Medians versus Means

The second reason why these disclosure ratios are useless is that they measure the wrong thing. As Gretchen Morgenson wrote recently in the New York Times, references to CEOs of peer firms often count as “a better way” to measure CEO pay. Worse still, it is unwise for an internal comparison to focus on the compensation of the median employee. The bizarre statutory pay ratio does not correlate with any known measure of corporate efficiency. It would be far better for the company to disclose the ratio of the average,or mean, employee compensation against the CEO’s. The mean can be calculated for wages and salaries by dividing the total compensation paid by the number of employees—all of which is available right now from public information.

There is no valuable information that requires the use of medians relative to means. And once we look at the general trend, there is really no pressing need for further disclosure. It is well known that the gap between CEO pay and that of the average worker has grown since 1970, but has shrunk since about 2000. That ratio was about 100 to 1 in 1990, spiked to about 550 to 1 in 2000, and now stands at about 300 to 1.

The same ratios can be compiled from public data for every firm. Using the median actually gives less information because it focuses on the compensation of one employee in the middle of the distribution, without giving any indication of any movement of total compensation either above or below that number, or why those movements matter.

Thus a nationwide company in the restaurant business that hires a large number of low-wage employees is likely to have a very low median wage. Its astute CEO should be praised if he can expand the rate of new employees who might otherwise not get jobs elsewhere. It doesn’t make sense to act as if the higher ratio of total CEO compensation to the median compensation indicates corporate misconduct.

In other situations, CEO compensation can be highly variable over years, for often a board will award additional compensation in cash, stock, and options to reflect the superior performance over past years. The SEC ratio could easily vary extensively from year to year. One sensible modification of the basic position could be to run CEO compensation over multiple years. But that alternative raises questions of its own if the company hires a new CEO or acquires or divests of some division, at either home or abroad. There is little reason to refine this measure—and every reason to scrap it. The analysts can do just fine with available data.

Compliance Costs

The final piece of the cost/benefit analysis requires a closer look at the extensive compliance costs these new regulations, most of which are not apparent to the naked eye. There are some modest difficulties in determining CEO total compensation with both stock options and fringe benefits.  But the real challenge is figuring out both median wage and median benefits for firms with tens of thousands of employees spread across the globe. The SEC allows firms some degree of flexibility in designing, for example, their sampling procedures. But that concession only makes cross-firm comparisons less useful than before. Nor, until the rubber hits the road, does anyone know just how flexible the SEC will be for major multi-national firms that use multiple currencies and that must comply with a wide range national and local labor regulations.

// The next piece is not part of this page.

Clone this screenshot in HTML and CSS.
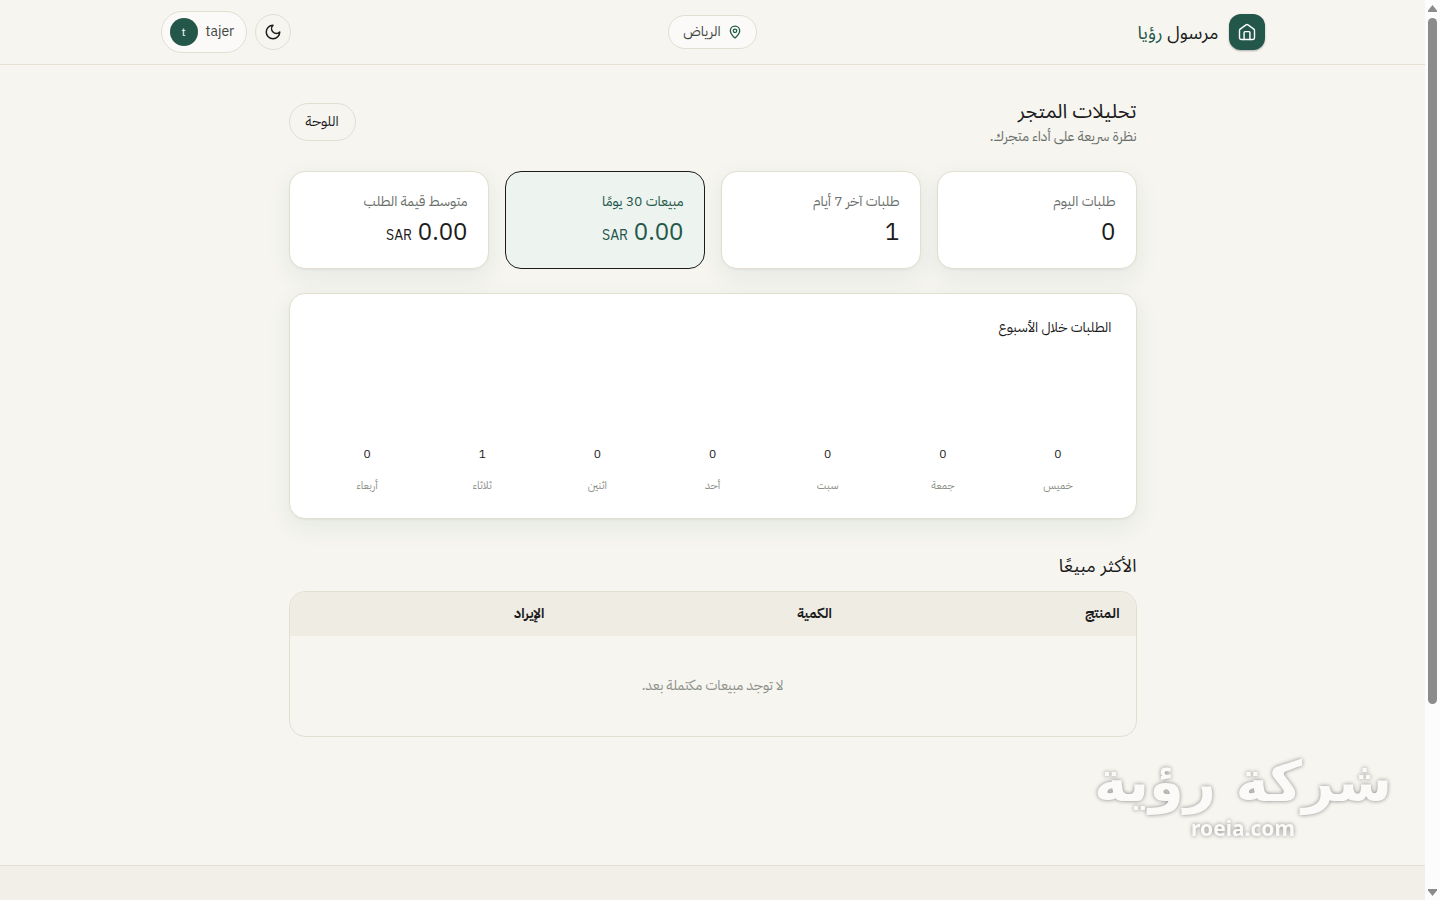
FILE: index.html
```html
<!DOCTYPE html>
<html lang="ar" dir="rtl">
<head>
  <meta charset="UTF-8">
  <meta name="viewport" content="width=device-width, initial-scale=1.0">
  <title>تحليلات المتجر</title>
  <link rel="stylesheet" href="styles.css">
</head>
<body>
  <div class="page">
    <header class="header">
      <div class="header_inner">
        <a href="#" class="brand">
          <span class="brand_logo">
            <svg width="20" height="20" viewBox="0 0 24 24" fill="none" stroke="currentColor" stroke-width="1.7" stroke-linecap="round" stroke-linejoin="round">
              <path d="M3 10.2a2 2 0 0 1 .8-1.6l7-5.2a2 2 0 0 1 2.4 0l7 5.2a2 2 0 0 1 .8 1.6V19a2 2 0 0 1-2 2H5a2 2 0 0 1-2-2z"/>
              <path d="M8.5 21v-8.500a1 1 0 0 1 1-1h5a1 1 0 0 1 1 1V21"/>
            </svg>
          </span>
          <span class="brand_name">مرسول <span class="accent">رؤيا</span></span>
        </a>
        <button type="button" class="city">
          <svg width="14" height="14" viewBox="0 0 24 24" fill="none" stroke="currentColor" stroke-width="2.2" stroke-linecap="round" stroke-linejoin="round">
            <path d="M20 10c0 5-5.500 10.200-7.400 11.800a1 1 0 0 1-1.200 0C9.500 20.200 4 15 4 10a8 8 0 0 1 16 0z"/>
            <circle cx="12" cy="10" r="3"/>
          </svg>
          <span>الرياض</span>
        </button>
        <div class="actions">
          <button type="button" class="theme" aria-label="الوضع الليلي">
            <svg width="18" height="18" viewBox="0 0 24 24" fill="none" stroke="currentColor" stroke-width="2" stroke-linecap="round" stroke-linejoin="round">
              <path d="M12 3a6 6 0 0 0 9 9 9 9 0 1 1-9-9z"/>
            </svg>
          </button>
          <button type="button" class="user">
            <span>tajer</span>
            <span class="avatar">t</span>
          </button>
        </div>
      </div>
    </header>

    <main class="main">
      <div class="title_row">
        <div>
          <h1>تحليلات المتجر</h1>
          <p>نظرة سريعة على أداء متجرك.</p>
        </div>
        <a href="#" class="board_link">اللوحة</a>
      </div>

      <section class="stats">
        <div class="card stat">
          <p class="stat_label">طلبات اليوم</p>
          <p class="stat_value">0</p>
        </div>
        <div class="card stat">
          <p class="stat_label">طلبات آخر 7 أيام</p>
          <p class="stat_value">1</p>
        </div>
        <div class="card stat active">
          <p class="stat_label">مبيعات 30 يومًا</p>
          <p class="stat_value">0.00 <small>SAR</small></p>
        </div>
        <div class="card stat">
          <p class="stat_label">متوسط قيمة الطلب</p>
          <p class="stat_value">0.00 <small>SAR</small></p>
        </div>
      </section>

      <section class="card chart">
        <h2>الطلبات خلال الأسبوع</h2>
        <ul class="days">
          <li><span>0</span><span class="day">خميس</span></li>
          <li><span>0</span><span class="day">جمعة</span></li>
          <li><span>0</span><span class="day">سبت</span></li>
          <li><span>0</span><span class="day">أحد</span></li>
          <li><span>0</span><span class="day">اثنين</span></li>
          <li><span>1</span><span class="day">ثلاثاء</span></li>
          <li><span>0</span><span class="day">أربعاء</span></li>
        </ul>
      </section>

      <section class="top">
        <h2>الأكثر مبيعًا</h2>
        <div class="table_wrap">
          <table>
            <thead>
              <tr><th>المنتج</th><th>الكمية</th><th>الإيراد</th></tr>
            </thead>
            <tbody>
              <tr><td colspan="3">لا توجد مبيعات مكتملة بعد.</td></tr>
            </tbody>
          </table>
        </div>
      </section>
    </main>

    <footer class="footer"></footer>
  </div>

  <div class="scrollbar">
    <svg width="9" height="7" viewBox="0 0 9 7"><path d="M4.500 0 9 5.500V7H0V5.500z" fill="#8b8b8b"/></svg>
    <div class="thumb"></div>
    <svg class="down" width="9" height="7" viewBox="0 0 9 7"><path d="M4.500 7 9 1.500V0H0V1.500z" fill="#8b8b8b"/></svg>
  </div>

  <div class="watermark">
    <div class="watermark_name">شركة رؤية</div>
    <div class="watermark_site">roeia.com</div>
  </div>
</body>
</html>
```
FILE: styles.css
```css
*{
  margin: 0;
  padding: 0;
  box-sizing: border-box;
}
body{
  display: flex;
  flex-direction: row-reverse;
  height: 100vh;
  overflow: hidden;
  background-color: #f6f5f0;
  color: #1c1c1c;
  font-family: "IBM Plex Sans Arabic", Inter, "Noto Sans Arabic", "DejaVu Sans Condensed", "DejaVu Sans", sans-serif;
  font-size: 14px;
  line-height: 20px;
}
button{
  font: inherit;
  color: inherit;
  cursor: pointer;
}
a{
  color: inherit;
  text-decoration: none;
}
h1, h2{
  font-weight: 400;
}
.page{
  flex: 1;
  min-width: 0;
  display: flex;
  flex-direction: column;
}

/* header */
.header{
  border-bottom: 1px solid #e6e1d3;
}
.header_inner{
  max-width: 1152px;
  height: 64px;
  margin: 0 auto;
  padding: 0 24px;
  display: grid;
  grid-template-columns: 1fr auto 1fr;
  align-items: center;
}
.brand{
  display: flex;
  align-items: center;
  gap: 10px;
}
.brand_logo{
  width: 36px;
  height: 36px;
  display: flex;
  align-items: center;
  justify-content: center;
  border-radius: 12px;
  background-color: #23574a;
  color: #fff;
  box-shadow: 0 1px 2px rgba(0, 0, 0, 0.3);
}
.brand_name, .title_row h1, .top h2{
  font-family: "Noto Sans", "Noto Sans Arabic", sans-serif;
  font-size: 18px;
  line-height: 28px;
}
.accent{
  color: #23574a;
}
.city{
  height: 34px;
  padding: 0 14px;
  display: flex;
  align-items: center;
  gap: 7px;
  border: 1px solid #e3dfd0;
  border-radius: 17px;
  background-color: #fbfaf8;
  color: #404642;
}
.city svg{
  color: #23574a;
}
.actions{
  display: flex;
  align-items: center;
  justify-content: flex-end;
  gap: 8px;
}
.theme{
  width: 36px;
  height: 36px;
  display: flex;
  align-items: center;
  justify-content: center;
  border: 1px solid #e3dfd0;
  border-radius: 50%;
  background-color: transparent;
}
.user{
  height: 42px;
  padding: 0 12px 0 8px;
  display: flex;
  align-items: center;
  gap: 8px;
  border: 1px solid #e3dfd0;
  border-radius: 21px;
  background-color: #fbfaf8;
  color: #404642;
}
.avatar{
  width: 28px;
  height: 28px;
  border-radius: 50%;
  background-color: #23574a;
  color: #fff;
  font-size: 12px;
  line-height: 28px;
  text-align: center;
}

/* content */
.main{
  width: 100%;
  max-width: 896px;
  margin: 0 auto;
  padding: 32px 24px 128px;
}
.title_row{
  display: flex;
  align-items: center;
  justify-content: space-between;
  margin-bottom: 24px;
}
.title_row h1{
  font-size: 20px;
}
.title_row p{
  margin-top: 2px;
  color: #6a6f6b;
}
.board_link{
  padding: 8px 16px;
  border: 1px solid #e3dfd0;
  border-radius: 19px;
}
.card{
  border: 1px solid #e3dfd0;
  border-radius: 16px;
  background-color: #fff;
  box-shadow: 0 1px 2px rgba(35, 87, 74, 0.05), 0 8px 24px rgba(35, 87, 74, 0.08);
}
.stats{
  display: grid;
  grid-template-columns: repeat(4, 1fr);
  gap: 16px;
}
.stat{
  padding: 20px;
}
.stat_label{
  color: #6a6f6b;
}
.stat_value{
  margin-top: 4px;
  font-size: 24px;
  line-height: 32px;
}
.stat_value small{
  font-size: 14px;
  line-height: 20px;
}
.stat.active{
  border-color: #1c1c1c;
  background-color: #edf3ef;
  box-shadow: none;
}
.active .stat_label, .active .stat_value{
  color: #23574a;
}
.chart{
  margin-top: 24px;
  padding: 24px;
}
.chart h2{
  font-size: 14px;
}
.days{
  height: 156px;
  display: flex;
  align-items: flex-end;
  gap: 8px;
  list-style-type: none;
}
.days li{
  flex: 1;
  display: flex;
  flex-direction: column;
  align-items: center;
  gap: 16px;
  font-size: 12px;
  line-height: 16px;
}
.day{
  font-size: 11px;
  color: #8b8f87;
}
.top{
  margin-top: 32px;
}
.table_wrap{
  margin-top: 12px;
  border: 1px solid #e3dfd0;
  border-radius: 16px;
  overflow: hidden;
}
table{
  width: 100%;
  border-collapse: collapse;
}
th{
  width: 32%;
  padding: 12px 16px;
  background-color: #efece4;
  text-align: start;
}
th:first-child, th:nth-child(2){
  width: 34%;
}
td{
  padding: 40px 16px;
  text-align: center;
  color: #8b8f87;
}
.footer{
  flex: 1;
  border-top: 1px solid #e3dfd0;
  background-color: #f2efe8;
}

/* scrollbar */
.scrollbar{
  width: 15px;
  padding: 5px 0 4px;
  display: flex;
  flex-direction: column;
  align-items: center;
  gap: 6px;
  background-color: #fcfcfc;
}
.thumb{
  width: 9px;
  height: 77%;
  border-radius: 5px;
  background-color: #8b8b8b;
}
.down{
  margin-top: auto;
}

/* watermark */
.watermark{
  position: fixed;
  right: 48px;
  bottom: 58px;
  color: #fbfaf8;
  font-family: "DejaVu Sans", sans-serif;
  font-weight: 700;
  text-align: center;
  text-shadow: 0 0 4px rgba(0, 0, 0, 0.45);
}
.watermark_name{
  font-size: 56px;
  line-height: 64px;
}
.watermark_site{
  font-family: "Noto Sans", sans-serif;
  font-size: 21px;
  line-height: 28px;
}
```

Yet, to determine that elusive median, the SEC contents itself with the pious observation that “an appropriate and most cost effective methodology would necessarily depend on a registrant’s particular facts and circumstances,” which ushers in a laundry list of issues including workforce composition, firm complexity, pay stratification, and the different tax, accounting and payroll schemes used world-wide under unspecified sampling protocols. While it is easy to figure out the total amounts paid, finding the median benefits package must monetize the full range of healthcare, pension, vacation, and other benefits routinely supplied.

A Constitutional Escape?

The unwise selection of the median total compensation benchmark is yet another mindless feature of Dodd-Frank bill that will be with us for the foreseeable future. Both Congress and our administrative agencies never think hard about the costs and consequences of regulations before laws are enacted. All too often, the proponent of some legislative gimmick, like Senator Menendez with pay ratios, casually observes that additional disclosure might generate some benefit, and then lets the agencies to struggle with how to implement that off-the-cuff statutory scheme.

Unfortunately, the courts eagerly defer to the will of Congress and the (supposed) expertise of the SEC. This judicial buck-passing has got to stop. The new regulations could cost billions and yet provide no useful public information, in light of the massive amounts of information already available. Surely, the median income requirement is so arbitrary and irrational that the federal courts need not show deference in the face of a regulatory train wreck.  If it passes constitutional muster, the champions of regulation will win and everyone else will lose. It’s time to bring this downward cycle to a halt.